Job » Among the lines listed below, count those that include the string "styles", and state only the count.

____

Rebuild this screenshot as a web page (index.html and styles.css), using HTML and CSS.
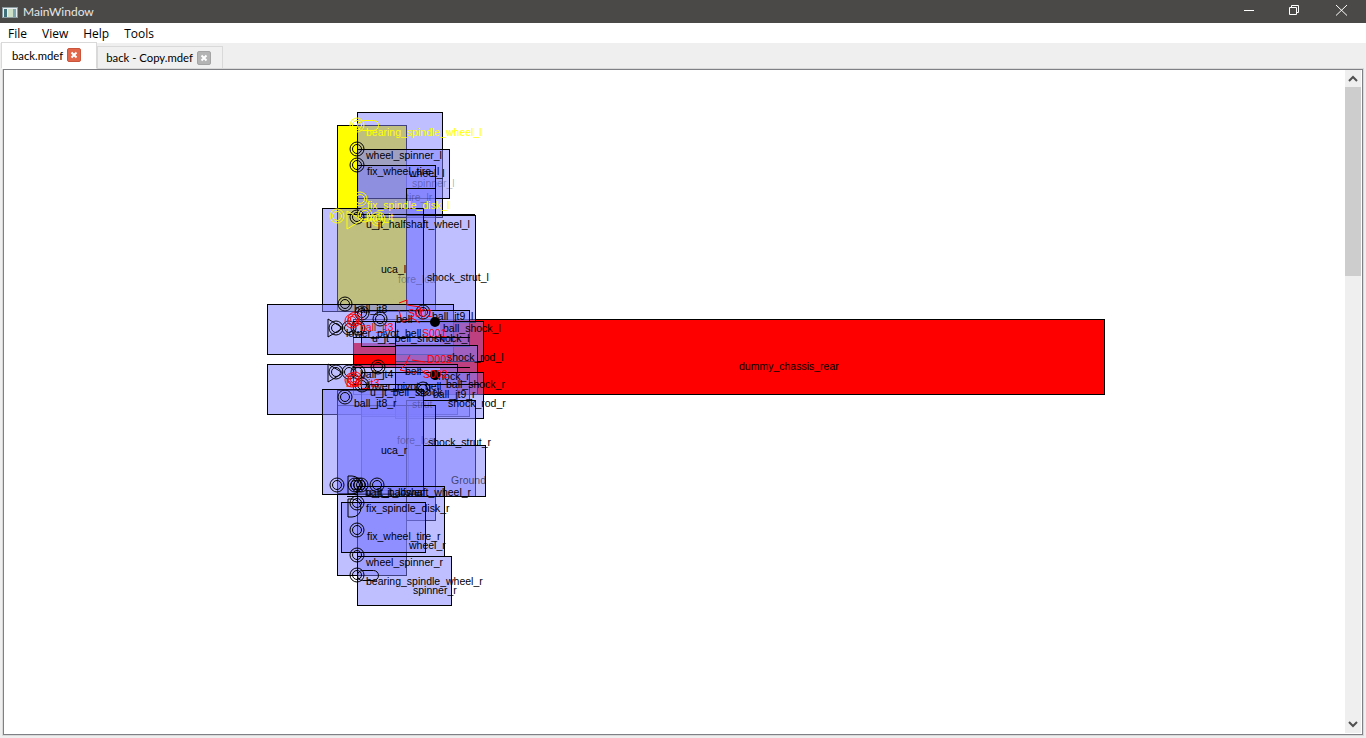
FILE: index.html
```html
<!DOCTYPE html>
<html lang="en">
<head>
    <meta charset="UTF-8">
    <title>MainWindow</title>
    <link rel="stylesheet" href="styles.css">
</head>
<body>
    <div class="titlebar">
        <svg class="app-icon" width="16" height="16" viewBox="0 0 16 16">
            <rect x="0.5" y="3.5" width="15" height="10" fill="#e8eef0" stroke="#8a9a9e"/>
            <rect x="2" y="5" width="3" height="8" fill="#3f6f78"/>
            <rect x="6" y="5" width="5" height="8" fill="#cfe0c8"/>
            <rect x="11" y="5" width="3" height="8" fill="#7fa6ae"/>
        </svg>
        <span class="title">MainWindow</span>
        <div class="win-buttons">
            <svg class="win-btn" width="46" height="23" viewBox="0 0 46 23"><path d="M18 10.5h10" stroke="#fff" fill="none"/></svg>
            <svg class="win-btn" width="46" height="23" viewBox="0 0 46 23"><path d="M17.5 7.5h7v7h-7zM19.5 7.5v-2h7v7h-2" stroke="#fff" fill="none"/></svg>
            <svg class="win-btn" width="46" height="23" viewBox="0 0 46 23"><path d="M18 5l11 10.500M29 5l-11 10.500" stroke="#fff" fill="none"/></svg>
        </div>
    </div>

    <div class="menubar">
        <span class="menu-item">File</span>
        <span class="menu-item">View</span>
        <span class="menu-item">Help</span>
        <span class="menu-item">Tools</span>
    </div>

    <div class="tabbar">
        <div class="tab tab-active">
            <span>back.mdef</span>
            <svg width="14" height="14" viewBox="0 0 14 14"><rect x="0.5" y="0.5" width="13" height="13" rx="1.5" fill="#e2664a" stroke="#c8553c"/><path d="M4.500 4.500l5 5M9.500 4.500l-5 5" stroke="#fff" stroke-width="2"/></svg>
        </div>
        <div class="tab">
            <span>back - Copy.mdef</span>
            <svg width="14" height="14" viewBox="0 0 14 14"><rect x="0.5" y="0.5" width="13" height="13" rx="1.5" fill="#b4b4b4" stroke="#a4a4a4"/><path d="M4.500 4.500l5 5M9.500 4.500l-5 5" stroke="#fff" stroke-width="2"/></svg>
        </div>
    </div>

    <div class="pane">
        <div class="view">
            <svg class="canvas" width="1341" height="662" viewBox="4 70 1341 662">
                <defs>
                    <g id="joint"><circle r="7"/><circle r="4.500"/></g>
                    <path id="rev" d="M0 -9l15 9l-15 9z"/>
                    <path id="dee" d="M0 -9h4a9 9 0 0 1 0 18h-4z"/>
                </defs>

                <!-- chassis and selected body sit under everything -->
                <path class="fill-red" d="M440 319H1105V394H440V367H353V343H440z"/>
                <rect class="edge" x="353.500" y="319.500" width="751" height="75"/>
                <rect class="solid-yellow" x="337.500" y="125.500" width="69" height="186"/>

                <g class="bodies">
                    <!-- left side -->
                    <rect x="357.500" y="112.500" width="85" height="105"/>
                    <rect x="357.500" y="149.500" width="92" height="49"/>
                    <rect x="357.500" y="165.500" width="78" height="52"/>
                    <rect x="406.500" y="188.500" width="29" height="122"/>
                    <rect x="406.500" y="215.500" width="69" height="107"/>
                    <rect x="322.500" y="208.500" width="101" height="103"/>
                    <rect x="267.500" y="304.500" width="186" height="50"/>
                    <rect x="361.500" y="310.500" width="108" height="36"/>
                    <rect x="395.500" y="321.500" width="88" height="40"/>
                    <rect x="395.500" y="345.500" width="82" height="49"/>
                    <!-- right side -->
                    <rect x="267.500" y="364.500" width="190" height="50"/>
                    <rect x="361.500" y="372.500" width="108" height="44"/>
                    <rect x="395.500" y="372.500" width="88" height="46"/>
                    <rect x="361.500" y="405.500" width="47" height="85"/>
                    <rect x="337.500" y="405.500" width="69" height="170"/>
                    <rect x="406.500" y="400.500" width="69" height="96"/>
                    <rect x="406.500" y="405.500" width="29" height="115"/>
                    <rect x="337.500" y="390.500" width="86" height="103"/>
                    <rect x="322.500" y="389.500" width="101" height="105"/>
                    <rect x="423.500" y="445.500" width="62" height="51"/>
                    <rect x="357.500" y="486.500" width="87" height="70"/>
                    <rect x="341.500" y="502.500" width="84" height="50"/>
                    <rect x="357.500" y="556.500" width="94" height="49"/>
                </g>

                <g class="outline">
                    <path d="M347 214.500H475M347 496.500H476M353 321.500H440M353 337.500H470M353 367.500H470M353 384.500H480"/>
                    <use href="#rev" x="328" y="328"/>
                    <use href="#rev" x="328" y="373"/>
                    <use href="#dee" x="348" y="485"/>
                    <use href="#dee" x="348" y="508"/>
                    <rect x="357.500" y="570.500" width="21" height="10" rx="5"/>
                    <use href="#joint" x="357" y="149"/>
                    <use href="#joint" x="357" y="165"/>
                    <use href="#joint" x="357" y="217"/>
                    <use href="#joint" x="345" y="304"/>
                    <use href="#joint" x="362" y="313"/>
                    <use href="#joint" x="380" y="319"/>
                    <use href="#joint" x="423" y="312"/>
                    <use href="#joint" x="336" y="328"/>
                    <use href="#joint" x="349" y="328"/>
                    <use href="#joint" x="358" y="328"/>
                    <use href="#joint" x="336" y="372"/>
                    <use href="#joint" x="349" y="372"/>
                    <use href="#joint" x="358" y="372"/>
                    <use href="#joint" x="378" y="367"/>
                    <use href="#joint" x="362" y="385"/>
                    <use href="#joint" x="423" y="389"/>
                    <use href="#joint" x="345" y="397"/>
                    <use href="#joint" x="337" y="485"/>
                    <use href="#joint" x="355" y="485"/>
                    <use href="#joint" x="358" y="485"/>
                    <use href="#joint" x="361" y="485"/>
                    <use href="#joint" x="377" y="485"/>
                    <use href="#joint" x="357" y="503"/>
                    <use href="#joint" x="357" y="530"/>
                    <use href="#joint" x="357" y="555"/>
                    <use href="#joint" x="357" y="575"/>
                </g>
                <circle class="blob" cx="435" cy="322" r="5"/>
                <circle class="blob" cx="435" cy="375" r="5"/>

                <g class="outline-yellow">
                    <use href="#joint" x="357" y="125"/>
                    <rect x="357.500" y="120.500" width="21" height="10" rx="5"/>
                    <use href="#joint" x="360" y="199"/>
                    <use href="#joint" x="337" y="216"/>
                    <use href="#joint" x="365" y="215"/>
                    <use href="#joint" x="378" y="219"/>
                    <use href="#rev" x="347" y="220"/>
                </g>

                <g class="outline-red">
                    <path d="M399 303l8 -3v5l13 2l2 13"/>
                    <path d="M399 310l3 12l10 -4l8 5"/>
                    <path d="M410 355l-5 10l-5 5l15 3l5 -4l10 8"/>
                    <path d="M412 360l13 2"/>
                    <use href="#joint" x="352" y="321"/>
                    <use href="#joint" x="355" y="319"/>
                    <use href="#joint" x="352" y="380"/>
                    <use href="#joint" x="355" y="379"/>
                </g>

                <!-- labels -->
                <g class="labels">
                    <text x="366" y="136" class="yellow">bearing_spindle_wheel_l</text>
                    <text x="366" y="159">wheel_spinner_l</text>
                    <text x="367" y="175">fix_wheel_tire_l</text>
                    <text x="409" y="177">wheel_l</text>
                    <text x="412" y="187" class="dim">spinner_l</text>
                    <text x="406" y="201" class="dim">tire_lr</text>
                    <text x="367" y="209" class="yellow">fix_spindle_disk_l</text>
                    <text x="366" y="221" class="yellow">ball_jt</text>
                    <text x="366" y="228">u_jt_halfshaft_wheel_l</text>
                    <text x="381" y="273">uca_l</text>
                    <text x="398" y="283" class="dim">fore_lca</text>
                    <text x="427" y="281">shock_strut_l</text>
                    <text x="354" y="313">ball_jt8</text>
                    <text x="432" y="320">ball_jt9_l</text>
                    <text x="396" y="323">bell</text>
                    <text x="443" y="332">ball_shock_l</text>
                    <text x="360" y="331" class="red">ball_jt3</text>
                    <text x="346" y="337">lower_pivot_bell</text>
                    <text x="372" y="342">u_jt_bell_shock_l</text>
                    <text x="434" y="342">shock_l</text>
                    <text x="408" y="317" class="red">S001</text>
                    <text x="422" y="337" class="red">S001</text>
                    <text x="447" y="361">shock_rod_l</text>
                    <text x="427" y="363" class="red">D002</text>
                    <text x="405" y="375">bell</text>
                    <text x="433" y="380">shock_r</text>
                    <text x="423" y="378" class="red">S002</text>
                    <text x="360" y="378">ball_jt4</text>
                    <text x="346" y="387" class="red">ball_jt3</text>
                    <text x="446" y="388">ball_shock_r</text>
                    <text x="370" y="396">u_jt_bell_shock</text>
                    <text x="366" y="390">lower_pivot_bell</text>
                    <text x="433" y="398">ball_jt9_r</text>
                    <text x="354" y="407">ball_jt8_r</text>
                    <text x="448" y="407">shock_rod_r</text>
                    <text x="412" y="408" class="dim">strut</text>
                    <text x="381" y="454">uca_r</text>
                    <text x="397" y="444" class="dim">fore_lca</text>
                    <text x="428" y="446">shock_strut_r</text>
                    <text x="451" y="484" class="dark">Ground</text>
                    <text x="366" y="496">u_jt_halfshaft_wheel_r</text>
                    <text x="365" y="496">ball_jt_lower</text>
                    <text x="366" y="512">fix_spindle_disk_r</text>
                    <text x="367" y="540">fix_wheel_tire_r</text>
                    <text x="409" y="549">wheel_r</text>
                    <text x="366" y="566">wheel_spinner_r</text>
                    <text x="366" y="585">bearing_spindle_wheel_r</text>
                    <text x="413" y="594">spinner_r</text>
                    <text x="739" y="370">dummy_chassis_rear</text>
                </g>
            </svg>
        </div>
        <div class="scrollbar">
            <svg class="arrow" width="16" height="17" viewBox="0 0 16 17"><path d="M4 11l4 -4l4 4" stroke="#505050" stroke-width="2" fill="none"/></svg>
            <div class="thumb"></div>
            <div class="track"></div>
            <svg class="arrow" width="16" height="17" viewBox="0 0 16 17"><path d="M4 6l4 4l4 -4" stroke="#505050" stroke-width="2" fill="none"/></svg>
        </div>
    </div>
</body>
</html>
```

FILE: styles.css
```css
html, body {
    margin: 0;
    padding: 0;
    height: 738px;
    overflow: hidden;
}

body {
    display: flex;
    flex-direction: column;
    background-color: #efefef;
    font-family: "Open Sans", "Noto Sans", sans-serif;
    font-size: 12px;
    color: #000;
}

.titlebar {
    display: flex;
    align-items: center;
    height: 23px;
    background-color: #4a4947;
    color: #e6e6e6;
}

.app-icon {
    margin-left: 2px;
    margin-right: 5px;
}

.title {
    font-family: Lato, sans-serif;
    font-size: 12px;
}

.win-buttons {
    display: flex;
    margin-left: auto;
    margin-right: 2px;
}

.win-btn {
    display: block;
}

.menubar {
    display: flex;
    gap: 15px;
    align-items: center;
    height: 20px;
    padding-left: 8px;
    background-color: #fff;
}

.tabbar {
    display: flex;
    align-items: flex-end;
    height: 25px;
    padding-left: 1px;
    font-family: Lato, sans-serif;
    font-size: 11.300px;
}

.tab {
    display: flex;
    align-items: center;
    gap: 4px;
    height: 21px;
    padding: 0 11px 0 8px;
    border: 1px solid #d9d9d9;
    border-bottom: 0;
    background-color: #f0f0f0;
}

.tab-active {
    height: 24px;
    padding: 0 15px 1px 10px;
    background-color: #fff;
    border-bottom: 1px solid #fff;
    margin-bottom: -1px;
    z-index: 1;
}

.pane {
    display: flex;
    height: 663px;
    margin: 0 2px;
    border: 1px solid #d9d9d9;
    outline: 1px solid #7f8085;
    outline-offset: -2px;
    padding: 1px 2px 2px 1px;
    background-color: #fff;
}

.view {
    flex: 1;
    min-width: 0;
    background-color: #fff;
}

.canvas {
    display: block;
}

.fill-red {
    fill: #f00;
}

.edge {
    fill: none;
    stroke: #000;
}

.solid-yellow {
    fill: #ff0;
    stroke: #000;
}

.bodies rect {
    fill: rgba(128, 128, 255, 0.5);
    stroke: #000;
}

.outline, .outline-yellow, .outline-red {
    fill: none;
    stroke: #000;
}

.outline-yellow {
    stroke: #ff0;
}

.outline-red {
    stroke: #f00;
}

.blob {
    fill: #000;
}

.labels {
    font-family: "Liberation Sans", Arial, sans-serif;
    font-size: 10.500px;
    fill: #000;
}

.labels .yellow {
    fill: #ff0;
}

.labels .red {
    fill: #f00;
}

.labels .dim {
    fill-opacity: 0.3;
}

.labels .dark {
    fill-opacity: 0.6;
}

.scrollbar {
    display: flex;
    flex-direction: column;
    width: 16px;
    flex-shrink: 0;
    background-color: #efefef;
}

.arrow {
    display: block;
    flex-shrink: 0;
}

.thumb {
    height: 189px;
    background-color: #cdcdcd;
}

.track {
    flex: 1;
}
```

____

The reply » 3